Co-host Ukraine’s long-awaited big day was also tempered by ongoing off-field politics as the controversy over its human rights record refused to go away.

Officials of Denmark and Netherlands met victims of alleged police torture in Kharkiv, where opposition leader Yulia Tymoshenko is jailed.

Sports ministers held three hours of talks on police brutality, homophobia and the need for an independent judiciary in the eastern city before the Group B match.

Government officials are already reeling from bad publicity over Tymoshenko’s case and allegations of racism in the buildup to the tournament, the biggest sporting event in eastern Europe since the collapse of communism.

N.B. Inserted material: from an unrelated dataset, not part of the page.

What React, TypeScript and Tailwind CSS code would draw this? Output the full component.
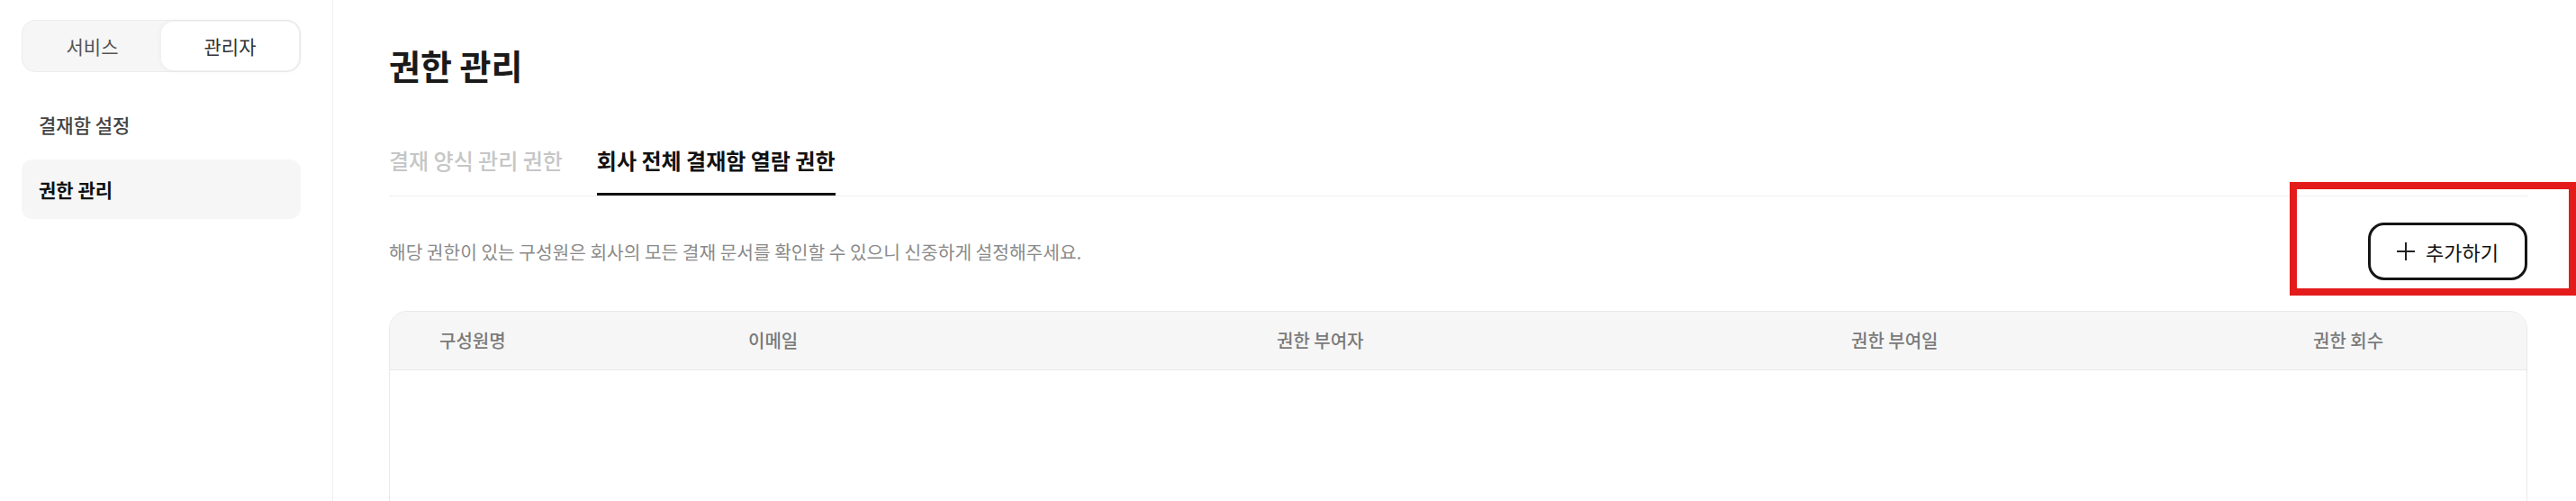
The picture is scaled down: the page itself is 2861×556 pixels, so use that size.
import React, { useState } from 'react';

const font = 'font-["Noto_Sans_CJK_KR","Noto_Sans",sans-serif]';

const columns = [
  { label: '구성원명', width: 'w-[343px]' },
  { label: '이메일', width: 'w-[587px]' },
  { label: '권한 부여자', width: 'w-[638px]' },
  { label: '권한 부여일', width: 'w-[513px]' },
  { label: '권한 회수', width: 'flex-1' },
];

function Sidebar() {
  const [mode, setMode] = useState<'service' | 'admin'>('admin');
  const menu = ['결재함 설정', '권한 관리'];
  const active = '권한 관리';

  return (
    <aside className="w-[370px] shrink-0 border-r border-[#efefef] px-[24px] pt-[22px]">
      {/* 서비스 / 관리자 toggle */}
      <div className="flex h-[58px] w-[310px] rounded-[15px] border border-[#ececec] bg-[#f6f6f6] p-[1px]">
        <button
          onClick={() => setMode('service')}
          className={`flex-1 rounded-[14px] text-[21px] leading-none ${
            mode === 'service' ? 'bg-white text-[#333] shadow-[0_0_6px_rgba(0,0,0,0.06)]' : 'text-[#555]'
          }`}
        >
          서비스
        </button>
        <button
          onClick={() => setMode('admin')}
          className={`flex-1 rounded-[14px] text-[21px] leading-none ${
            mode === 'admin' ? 'bg-white text-[#333] shadow-[0_0_6px_rgba(0,0,0,0.06)]' : 'text-[#555]'
          }`}
        >
          관리자
        </button>
      </div>

      <nav className="mt-[25px] flex w-[310px] flex-col gap-[6px]">
        {menu.map((item) => (
          <div
            key={item}
            className={`flex h-[66px] items-center rounded-[12px] px-[19px] text-[21px] leading-none ${
              item === active ? 'bg-[#f6f6f6] font-semibold text-[#111]' : 'font-medium text-[#444]'
            }`}
          >
            {item}
          </div>
        ))}
      </nav>
    </aside>
  );
}

export default function App() {
  const [tab, setTab] = useState(1);
  const tabs = ['결재 양식 관리 권한', '회사 전체 결재함 열람 권한'];

  return (
    <div className={`relative flex h-[556px] w-full overflow-hidden bg-white ${font}`}>
      <Sidebar />

      <main className="flex min-w-0 flex-1 flex-col pl-[62px] pr-[54px] pt-[53px]">
        <h1 className="text-[38px] font-bold leading-none text-[#1a1a1a]">권한 관리</h1>

        {/* Tabs */}
        <div className="mt-[75px] flex gap-[38px] border-b border-[#efefef]">
          {tabs.map((t, i) => (
            <button
              key={t}
              onClick={() => setTab(i)}
              className={`border-b-[3px] pb-[24px] text-[24px] leading-none ${
                tab === i ? 'border-[#111] font-semibold text-[#111]' : 'border-transparent font-medium text-[#c6c6c6]'
              }`}
            >
              {t}
            </button>
          ))}
        </div>

        <div className="mt-[29px] flex h-[64px] items-center justify-between">
          <p className="text-[20.3px] leading-none text-[#8a8a8a]">
            해당 권한이 있는 구성원은 회사의 모든 결재 문서를 확인할 수 있으니 신중하게 설정해주세요.
          </p>
          <button className="flex h-[64px] w-[177px] items-center justify-center gap-[12px] rounded-[18px] border-[3px] border-[#151515] bg-white text-[22px] leading-none text-[#111]">
            <svg width="20" height="20" viewBox="0 0 20 20" fill="none">
              <path d="M10 0v20M0 10h20" stroke="#222" strokeWidth="2" />
            </svg>
            추가하기
          </button>
        </div>

        {/* Member table */}
        <div className="mt-[34px] flex h-[300px] shrink-0 flex-col overflow-hidden rounded-[20px] border border-[#e9e9e9]">
          <div className="flex h-[65px] shrink-0 items-center border-b border-[#e9e9e9] bg-[#f6f6f6] pl-[55px] text-[20px] font-medium leading-none text-[#7a7a7a]">
            {columns.map((c) => (
              <div key={c.label} className={c.width}>
                {c.label}
              </div>
            ))}
          </div>
          <div className="flex-1 bg-white" />
        </div>
      </main>

      {/* highlight annotation around the add button */}
      <div className="pointer-events-none absolute left-[2543px] top-[202px] h-[126px] w-[318px] border-[8px] border-[#e31b1b]" />
    </div>
  );
}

On the pitch, Denmark’s gritty win revived memories of its unlikely triumph at the finals in 1992, when it arrived as a rank outsider but went on to lift the trophy in Sweden.

It also served as a warning to the rest of the so-called favorites and backed up Italy goalkeeper Gianluigi Buffon’s observation that the “best don’t always” win as he prepared for his side’s opening match against Spain on Sunday.

“I’m happy and proud. I think it was a fantastic performance; we dared to play football against this Dutch team,” Denmark coach Morten Olsen told reporters inside the stadium which, circled by blue metal girders, resembles a huge insect.

Netherlands had won 23 of their previous 25 competitive matches, but chose the worst possible time to falter.

By contrast, Germany was iron-willed, gradually grinding down a Portuguese side who came close to breaking the deadlock when Pepe curled a shot against the woodwork in the first half.